For decades, President Vladimir Putin turned to one loyal aide for some of his most delicate assignments.
When Putin became prime minister in 1999, he named the aide, Dmitry N. Kozak, his chief of staff. When Russia won the bidding in 2007 to host the Winter Olympics seven years later, Kozak managed the preparations for the Games. When Putin annexed Crimea in 2014, Kozak oversaw its integration into Russia. As Putin massed troops in 2021, Kozak was telling American diplomats about the evils of the Ukrainian government.
These days, Kozak, 66, is not responsible for much at all, with many of his powers having shifted to another top aide, Sergei V. Kiriyenko, according to three people close to the Kremlin, a Western contact of Kozak and a U.S. official. Kozak has disappointed Putin, they say, because Kozak has made it clear that he believes the invasion of Ukraine was a mistake.
After Putin started the war in Ukraine in February 2022, Kozak said privately that he had advised the Russian president against it, according to the Kremlin insiders and the Western contact, who has had several meetings with Kozak since the war began.
More recently, Kozak told associates this year that he had presented Putin with a proposal to stop the fighting and hold peace negotiations, the Kremlin insiders said. They added that Kozak had indicated that he had also urged Putin to undertake domestic overhauls, including placing Russia’s powerful security agencies under government oversight and building an independent judiciary.
Kozak’s push is unlikely to sway Putin, who is largely surrounded by people who stoke his hard-line demands on Ukraine. But it reflects the frustration coursing through parts of the Moscow elite over Putin’s unwillingness to compromise in the war and over the increasingly unchecked power of the security services.
Kozak is the only senior official close to Putin known to speak openly about his disagreement with the war, according to the people close to the Kremlin, though he has not made those criticisms public.
The people all spoke on the condition of anonymity to speak candidly about Putin’s inner circle. The Kremlin’s spokesperson did not respond to a request for comment.
Kozak used to be a diplomatic enforcer of Putin’s campaign against Ukraine’s Westward tilt. He was born in Ukraine, served in the Soviet special forces and worked with Putin in St. Petersburg City Hall in the 1990s.

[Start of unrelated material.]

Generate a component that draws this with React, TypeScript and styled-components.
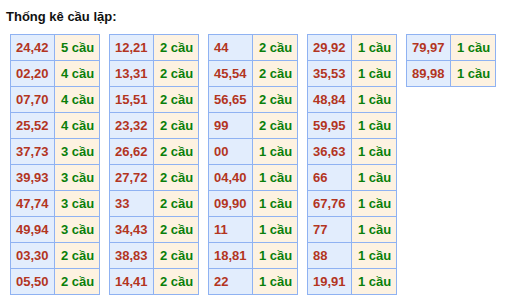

John J. Sullivan, the U.S. ambassador to Moscow until 2022, writes in his memoirs that Kozak was known “for his wide smile and often inscrutable ways as a political operator and fixer.”
In December 2021, Karen Donfried, an assistant secretary of state, met with Kozak in a last-ditch effort to avert the war. Sullivan writes that Kozak was “blowing smoke from his gold-filtered cigarettes into the face of the assistant secretary and launching into long soliloquies about the evil and perfidious regime in Kyiv.”

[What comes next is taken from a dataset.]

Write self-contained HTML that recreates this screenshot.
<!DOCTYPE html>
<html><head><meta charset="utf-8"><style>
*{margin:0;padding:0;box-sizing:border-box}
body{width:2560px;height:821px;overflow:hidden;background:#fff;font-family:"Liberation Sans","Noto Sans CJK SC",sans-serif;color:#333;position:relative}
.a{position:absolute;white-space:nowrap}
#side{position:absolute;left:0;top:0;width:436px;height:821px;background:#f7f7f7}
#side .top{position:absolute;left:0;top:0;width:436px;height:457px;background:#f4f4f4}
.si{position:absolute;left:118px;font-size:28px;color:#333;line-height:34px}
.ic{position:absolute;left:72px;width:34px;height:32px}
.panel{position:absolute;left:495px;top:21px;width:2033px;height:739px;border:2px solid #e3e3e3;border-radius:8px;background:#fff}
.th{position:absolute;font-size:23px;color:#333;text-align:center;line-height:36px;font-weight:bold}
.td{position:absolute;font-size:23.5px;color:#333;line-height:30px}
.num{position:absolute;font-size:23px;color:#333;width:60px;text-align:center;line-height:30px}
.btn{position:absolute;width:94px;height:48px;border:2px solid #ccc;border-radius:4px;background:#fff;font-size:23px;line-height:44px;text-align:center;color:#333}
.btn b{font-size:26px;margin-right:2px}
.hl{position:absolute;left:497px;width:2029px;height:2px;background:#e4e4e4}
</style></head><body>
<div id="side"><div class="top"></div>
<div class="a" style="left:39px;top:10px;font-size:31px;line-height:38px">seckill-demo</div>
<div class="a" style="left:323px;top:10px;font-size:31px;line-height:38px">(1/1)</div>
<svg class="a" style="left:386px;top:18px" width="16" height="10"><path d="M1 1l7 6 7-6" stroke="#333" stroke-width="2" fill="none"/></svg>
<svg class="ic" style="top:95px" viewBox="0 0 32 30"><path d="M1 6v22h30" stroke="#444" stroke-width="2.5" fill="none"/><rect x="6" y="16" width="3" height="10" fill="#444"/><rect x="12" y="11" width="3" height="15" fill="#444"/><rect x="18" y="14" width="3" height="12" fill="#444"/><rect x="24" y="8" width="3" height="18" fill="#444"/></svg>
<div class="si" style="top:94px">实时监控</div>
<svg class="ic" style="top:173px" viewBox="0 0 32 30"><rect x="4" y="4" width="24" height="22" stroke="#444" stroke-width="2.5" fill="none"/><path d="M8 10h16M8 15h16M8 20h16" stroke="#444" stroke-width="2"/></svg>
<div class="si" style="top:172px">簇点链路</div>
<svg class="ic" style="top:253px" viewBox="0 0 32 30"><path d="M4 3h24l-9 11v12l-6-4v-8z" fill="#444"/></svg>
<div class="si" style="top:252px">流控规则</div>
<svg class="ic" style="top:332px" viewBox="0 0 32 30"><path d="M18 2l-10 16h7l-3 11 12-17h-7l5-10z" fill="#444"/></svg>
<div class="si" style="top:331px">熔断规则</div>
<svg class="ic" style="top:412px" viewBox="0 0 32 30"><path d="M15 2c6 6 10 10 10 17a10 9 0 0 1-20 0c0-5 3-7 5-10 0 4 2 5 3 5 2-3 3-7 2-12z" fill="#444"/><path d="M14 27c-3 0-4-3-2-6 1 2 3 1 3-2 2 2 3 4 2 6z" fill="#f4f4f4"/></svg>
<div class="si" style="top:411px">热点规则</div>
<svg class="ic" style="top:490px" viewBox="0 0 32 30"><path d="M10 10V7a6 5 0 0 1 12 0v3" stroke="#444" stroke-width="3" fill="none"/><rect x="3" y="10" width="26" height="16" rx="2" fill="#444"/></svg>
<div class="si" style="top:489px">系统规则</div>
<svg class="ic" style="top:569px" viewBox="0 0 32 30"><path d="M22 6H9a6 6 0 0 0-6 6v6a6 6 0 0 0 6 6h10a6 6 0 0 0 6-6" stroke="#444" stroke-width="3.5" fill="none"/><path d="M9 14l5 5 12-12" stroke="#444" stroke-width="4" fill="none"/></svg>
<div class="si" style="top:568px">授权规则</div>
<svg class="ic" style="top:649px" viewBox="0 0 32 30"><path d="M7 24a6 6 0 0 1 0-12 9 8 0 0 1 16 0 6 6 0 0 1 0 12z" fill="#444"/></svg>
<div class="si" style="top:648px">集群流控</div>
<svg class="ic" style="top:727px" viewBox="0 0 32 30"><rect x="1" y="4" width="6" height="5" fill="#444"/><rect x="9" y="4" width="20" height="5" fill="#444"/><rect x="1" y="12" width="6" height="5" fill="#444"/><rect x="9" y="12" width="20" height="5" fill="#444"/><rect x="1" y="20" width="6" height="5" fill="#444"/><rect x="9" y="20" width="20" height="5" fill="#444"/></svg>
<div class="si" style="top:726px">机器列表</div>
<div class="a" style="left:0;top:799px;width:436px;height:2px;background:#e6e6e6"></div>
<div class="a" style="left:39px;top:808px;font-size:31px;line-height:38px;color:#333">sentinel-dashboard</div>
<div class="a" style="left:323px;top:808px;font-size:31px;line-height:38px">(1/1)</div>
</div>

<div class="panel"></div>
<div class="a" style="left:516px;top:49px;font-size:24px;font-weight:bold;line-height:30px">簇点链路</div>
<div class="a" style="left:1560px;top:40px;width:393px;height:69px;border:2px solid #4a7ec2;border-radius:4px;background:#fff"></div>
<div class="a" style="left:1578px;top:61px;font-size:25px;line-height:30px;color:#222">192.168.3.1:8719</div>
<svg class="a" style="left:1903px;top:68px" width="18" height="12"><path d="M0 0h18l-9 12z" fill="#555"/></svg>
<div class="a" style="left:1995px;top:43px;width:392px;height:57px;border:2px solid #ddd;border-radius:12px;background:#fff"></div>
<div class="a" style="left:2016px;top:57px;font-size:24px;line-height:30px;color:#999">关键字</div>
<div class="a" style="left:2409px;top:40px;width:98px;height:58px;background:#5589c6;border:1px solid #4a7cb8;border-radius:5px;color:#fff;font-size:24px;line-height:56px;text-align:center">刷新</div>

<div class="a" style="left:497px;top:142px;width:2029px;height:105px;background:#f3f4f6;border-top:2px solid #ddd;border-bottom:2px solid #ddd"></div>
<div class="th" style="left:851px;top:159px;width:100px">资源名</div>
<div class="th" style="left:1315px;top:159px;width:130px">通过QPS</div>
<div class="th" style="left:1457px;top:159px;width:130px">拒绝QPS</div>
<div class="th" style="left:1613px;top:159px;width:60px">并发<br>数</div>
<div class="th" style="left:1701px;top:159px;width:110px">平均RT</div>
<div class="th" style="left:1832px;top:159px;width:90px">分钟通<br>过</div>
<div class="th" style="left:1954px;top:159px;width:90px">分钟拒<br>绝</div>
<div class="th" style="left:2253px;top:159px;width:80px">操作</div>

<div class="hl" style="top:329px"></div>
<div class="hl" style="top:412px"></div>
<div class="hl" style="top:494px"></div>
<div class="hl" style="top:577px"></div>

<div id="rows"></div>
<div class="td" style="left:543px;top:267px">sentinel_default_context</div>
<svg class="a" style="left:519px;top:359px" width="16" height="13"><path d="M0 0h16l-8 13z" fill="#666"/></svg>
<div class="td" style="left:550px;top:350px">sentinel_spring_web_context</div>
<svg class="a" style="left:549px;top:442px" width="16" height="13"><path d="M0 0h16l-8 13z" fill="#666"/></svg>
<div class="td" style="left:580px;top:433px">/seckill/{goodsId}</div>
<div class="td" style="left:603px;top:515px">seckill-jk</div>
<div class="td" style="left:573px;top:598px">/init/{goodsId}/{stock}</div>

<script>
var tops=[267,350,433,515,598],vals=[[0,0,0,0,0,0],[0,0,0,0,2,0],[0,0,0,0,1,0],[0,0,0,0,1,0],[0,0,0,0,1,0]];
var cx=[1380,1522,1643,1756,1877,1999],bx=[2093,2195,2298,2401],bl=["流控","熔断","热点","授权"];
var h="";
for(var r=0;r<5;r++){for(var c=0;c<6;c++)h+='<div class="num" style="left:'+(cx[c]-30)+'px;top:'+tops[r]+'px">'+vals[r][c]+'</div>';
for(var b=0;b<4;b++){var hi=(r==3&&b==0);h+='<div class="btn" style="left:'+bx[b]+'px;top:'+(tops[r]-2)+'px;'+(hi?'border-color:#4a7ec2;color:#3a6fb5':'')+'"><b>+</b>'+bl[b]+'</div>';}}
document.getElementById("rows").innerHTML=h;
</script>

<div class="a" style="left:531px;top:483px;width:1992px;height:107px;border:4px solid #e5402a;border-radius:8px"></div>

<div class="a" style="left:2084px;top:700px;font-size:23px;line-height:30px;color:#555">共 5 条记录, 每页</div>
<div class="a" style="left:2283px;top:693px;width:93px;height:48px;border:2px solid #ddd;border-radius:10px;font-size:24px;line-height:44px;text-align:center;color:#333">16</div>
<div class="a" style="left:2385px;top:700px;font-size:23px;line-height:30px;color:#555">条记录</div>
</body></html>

But inside Russia’s halls of power, Kozak was warning of the dire consequences of a full-scale invasion, including of fierce Ukrainian resistance, according to the Kremlin insiders.
Before the war’s start, Kozak spoke out against it in a security council meeting, according to later news reports and to two of the Kremlin insiders. Several days after the invasion began, Putin rejected a peace deal that Kozak said he had negotiated with Ukraine, according to a 2022 Reuters report and two insiders.
Kozak’s stance appears to have precipitated a collapse in his standing with Putin. He has largely ceased appearing in public, while Kiriyenko, a first deputy chief of staff, has embraced the war and traveled frequently to occupied Ukraine.
Many of Kozak’s responsibilities for dealing with parts of the former Soviet Union, like Moldova and the breakaway regions of Georgia, have since shifted to Kiriyenko, the Kremlin insiders and the U.S. official said. (That shift was reported this year by Russian newspaper Vedomosti.) While Kozak was spearheading negotiations over Ukraine until the invasion in February 2022, Kiriyenko has emerged as the Kremlin’s representative to Russian-occupied parts of the country, and a third aide, Vladimir R. Medinsky, is negotiating with Ukraine.
Despite that loss of influence, Kozak has maintained some access to Putin, the Kremlin insiders said. The fact that Putin keeps Kozak around reflects the Russian president’s loyalty to his longtime lieutenants, they noted.
Putin also appears to have used Kozak as a conduit to unofficial Western emissaries who have close ties to Western officials. Kozak’s Western contact said that they had met with him several times since 2022 and that Kozak had made it clear he disagreed with the invasion.
“Give me arguments,” Kozak often said, according to the Western interlocutor. As that person saw it, Kozak was asking for ideas to persuade Putin to change course.